Request Duration Times, as a rule of thumb, can be summed up as follows for SCSI Read(10) and Non-cached Write(10) I/O:
< 9ms = excellent
< 15ms = good
< 25ms = fair
> 25ms = poor
We purposely use the caveat, rule of thumb, because these values are using an assumed 64KB data I/O size. If a read or write is larger or smaller than that, these values should be adjusted.
Using an Excel Pivot table and chart lends well to focusing on a specific LUN through the use of filters built into the table or chart.
We occasionally see a Storport trace that does not make sense. One example is a VM that has more than one SCSI disk and the Excel spreadsheet shows only one LUN. What happened to my other disk? It is there, but because of the way storage may be presented, the same LUN number is used for more than one disk.
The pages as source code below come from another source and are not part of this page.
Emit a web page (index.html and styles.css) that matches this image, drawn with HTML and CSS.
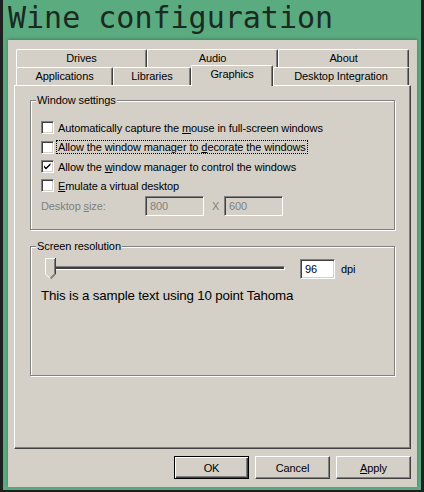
FILE: index.html
```html
<!DOCTYPE html>
<html>
<head>
<meta charset="utf-8">
<link rel="stylesheet" href="styles.css">
</head>
<body>
<div class="frame">
  <div class="title">Wine configuration</div>
  <div class="dialog">
    <div class="tabs">
      <div class="tabrow">
        <div class="tab w131">Drives</div>
        <div class="tab w131">Audio</div>
        <div class="tab w131">About</div>
      </div>
      <div class="tabrow">
        <div class="tab w97">Applications</div>
        <div class="tab w78">Libraries</div>
        <div class="tab w82 selected">Graphics</div>
        <div class="tab w136">Desktop Integration</div>
      </div>
    </div>
    <div class="panel">
      <div class="group g1">
        <div class="legend">Window settings</div>
        <div class="rows">
          <div class="row r19"><span class="cb"></span><span class="lbl">Automatically capture the <u>m</u>ouse in full-screen windows</span></div>
          <div class="row r20"><span class="cb"></span><span class="lbl focus">Allow the window manager to <u>d</u>ecorate the windows</span></div>
          <div class="row r19"><span class="cb checked"><svg width="9" height="9" viewBox="0 0 9 9"><path d="M1 3.5 L3 5.5 L7.5 1 L7.5 3 L3 7.5 L1 5.5 Z" fill="#000"/></svg></span><span class="lbl">Allow the <u>w</u>indow manager to control the windows</span></div>
          <div class="row r19"><span class="cb"></span><span class="lbl"><u>E</u>mulate a virtual desktop</span></div>
          <div class="row sizerow">
            <span class="dslabel">Desktop <u>s</u>ize:</span>
            <span class="edit disabled">800</span>
            <span class="xsep">X</span>
            <span class="edit disabled">600</span>
          </div>
        </div>
      </div>
      <div class="group g2">
        <div class="legend">Screen resolution</div>
        <div class="dpirow">
          <div class="slider">
            <div class="track"></div>
            <svg class="thumb" width="11" height="22" viewBox="0 0 11 22">
              <polygon points="0.5,0.5 10.5,0.5 10.5,16 5.5,21 0.5,16" fill="#d4d0c8"/>
              <polyline points="0.5,16 0.5,0.5 10,0.5" fill="none" stroke="#fff" stroke-width="1"/>
              <polyline points="10.5,0 10.5,16 5.5,21" fill="none" stroke="#404040" stroke-width="1"/>
              <polyline points="9.5,1 9.5,15.6 5.5,19.6" fill="none" stroke="#808080" stroke-width="1"/>
              <line x1="0.5" y1="16" x2="5" y2="20.5" stroke="#fff" stroke-width="1"/>
            </svg>
          </div>
          <span class="edit dpi">96</span>
          <span class="dpilbl">dpi</span>
        </div>
        <div class="sample">This is a sample text using 10 point Tahoma</div>
      </div>
    </div>
    <div class="buttons">
      <div class="btn default"><span>OK</span></div>
      <div class="btn"><span>Cancel</span></div>
      <div class="btn"><span><u>A</u>pply</span></div>
    </div>
  </div>
</div>
</body>
</html>
```
FILE: styles.css
```css
html, body {
  margin: 0;
  padding: 0;
}
body {
  background: #1e201f;
  width: 424px;
  height: 492px;
  overflow: hidden;
  font-family: "Liberation Sans", Arial, sans-serif;
  font-size: 11px;
  letter-spacing: -0.1px;
  color: #000;
}
.frame {
  margin: 0 3px;
  height: 490px;
  box-sizing: border-box;
  background: #5aac80;
  padding: 0 4px 3px 5px;
  display: flex;
  flex-direction: column;
}
.title {
  height: 40px;
  flex: none;
  font-family: "DejaVu Sans Mono", monospace;
  font-size: 30px;
  letter-spacing: 0;
  line-height: 35px;
  color: #1b2a21;
  white-space: nowrap;
  overflow: hidden;
}
.dialog {
  flex: 1;
  background: #d4d0c8;
  padding: 9px 6px 0 6px;
  box-shadow: 0 -1px 3px rgba(0, 0, 0, 0.25);
  display: flex;
  flex-direction: column;
}
.tabs {
  margin: 0 2px;
  display: flex;
  flex-direction: column;
}
.tabrow {
  display: flex;
  height: 18px;
}
.tab {
  box-sizing: border-box;
  height: 18px;
  border-top: 1px solid #fff;
  border-left: 1px solid #fff;
  border-right: 1px solid #404040;
  border-top-left-radius: 2px;
  border-top-right-radius: 2px;
  box-shadow: inset -1px 0 0 #808080;
  background: #d4d0c8;
  text-align: center;
  line-height: 16px;
  white-space: nowrap;
}
.w131 { width: 131px; }
.w97 { width: 97px; }
.w78 { width: 78px; }
.w82 { width: 82px; }
.w136 { width: 136px; }
.tab.selected {
  height: 21px;
  margin-top: -2px;
  line-height: 16px;
  position: relative;
  z-index: 1;
}
.panel {
  box-sizing: border-box;
  height: 364px;
  border: 1px solid;
  border-color: #fff #404040 #404040 #fff;
  box-shadow: inset -1px -1px 0 #808080;
  padding: 14px 15px 0 15px;
  display: flex;
  flex-direction: column;
}
.group {
  box-sizing: border-box;
  height: 130px;
  border: 1px solid #808080;
  box-shadow: inset 1px 1px 0 #fff, 1px 1px 0 #fff;
  display: flex;
  flex-direction: column;
}
.g2 {
  margin-top: 16px;
}
.legend {
  align-self: flex-start;
  margin: -7px 0 0 5px;
  padding: 0 1px;
  height: 13px;
  line-height: 13px;
  background: #d4d0c8;
}
.rows {
  margin-top: 11px;
  display: flex;
  flex-direction: column;
}
.row {
  display: flex;
  align-items: center;
  padding-left: 10px;
}
.r19 { height: 19px; }
.r20 { height: 20px; }
.cb {
  box-sizing: border-box;
  width: 13px;
  height: 13px;
  flex: none;
  background: #fff;
  border: 1px solid;
  border-color: #808080 #fff #fff #808080;
  box-shadow: inset 1px 1px 0 #404040, inset -1px -1px 0 #d4d0c8;
  display: flex;
  align-items: center;
  justify-content: center;
  margin-right: 4px;
}
.cb svg {
  display: block;
}
.lbl {
  white-space: nowrap;
  line-height: 12px;
}
.focus {
  outline: 1px dotted #000;
  outline-offset: 0;
  margin-left: -1px;
  padding: 0 1px;
}
.sizerow {
  height: 20px;
  margin-top: 1px;
  color: #808080;
}
.dslabel {
  width: 104px;
  flex: none;
}
.edit {
  box-sizing: border-box;
  height: 20px;
  border: 1px solid;
  border-color: #808080 #fff #fff #808080;
  box-shadow: inset 1px 1px 0 #404040, inset -1px -1px 0 #d4d0c8;
  padding-left: 4px;
  line-height: 18px;
}
.edit.disabled {
  width: 59px;
  background: #d4d0c8;
  color: #808080;
}
.xsep {
  margin: 0 5px 0 8px;
  width: 7px;
}
.dpirow {
  display: flex;
  align-items: center;
  margin-top: 5px;
  height: 21px;
  padding-left: 13px;
}
.slider {
  position: relative;
  width: 241px;
  height: 21px;
  margin-right: 15px;
}
.track {
  position: absolute;
  left: 8px;
  right: 0;
  top: 8px;
  height: 4px;
  box-sizing: border-box;
  border: 1px solid;
  border-color: #808080 #fff #fff #808080;
  background: #404040;
}
.thumb {
  position: absolute;
  left: 1px;
  top: 0;
}
.edit.dpi {
  width: 35px;
  background: #fff;
}
.dpilbl {
  margin-left: 6px;
}
.sample {
  margin: 9px 0 0 10px;
  font-size: 13.33px;
  letter-spacing: -0.16px;
  white-space: nowrap;
}
.buttons {
  margin-top: 7px;
  display: flex;
  justify-content: flex-end;
  gap: 6px;
}
.btn {
  box-sizing: border-box;
  width: 75px;
  height: 23px;
  border: 1px solid;
  border-color: #fff #404040 #404040 #fff;
  box-shadow: inset -1px -1px 0 #808080;
  display: flex;
  align-items: center;
  justify-content: center;
}
.btn.default {
  border: 1px solid #000;
  box-shadow: inset 1px 1px 0 #fff, inset -1px -1px 0 #404040, inset -2px -2px 0 #808080;
}
```
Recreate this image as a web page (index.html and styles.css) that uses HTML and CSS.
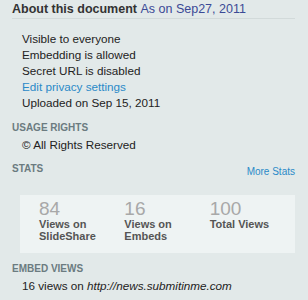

So what does one do in a situation such at this? The easiest way is to drop and drag a second property of a disk into the chart or graph you are viewing. There are 4 properties we gather in a Storport trace:
Since using LUN is not enough, we can add a second property to the chart, Target. To do this, at the top of the spreadsheet click on the Analyze tab under Pivottable Tools, then click on Field List to expose the data available to you. Drag and Drop the Target field onto Rows and underneath LUN. You will see something similar to this:
This will let you see all your disks if they have the same LUN number.
If you are at all like me, viewing charts and graphs might be fine for seeing the big picture and giving presentations, but your inner engineer is screaming to look at the data in detail, to make sure you are comfortable with it and understand it. To do this, click on the POWERPIVOT tab and then the Manage button in the Data Model area. This will open a new window that exposes the raw data to you so that you may filter it, sort it, or anything else you wish to make sure it all makes sense to you before using it.
I hope you find this blog helpful and gives you a new tool to use when investigating disk performance.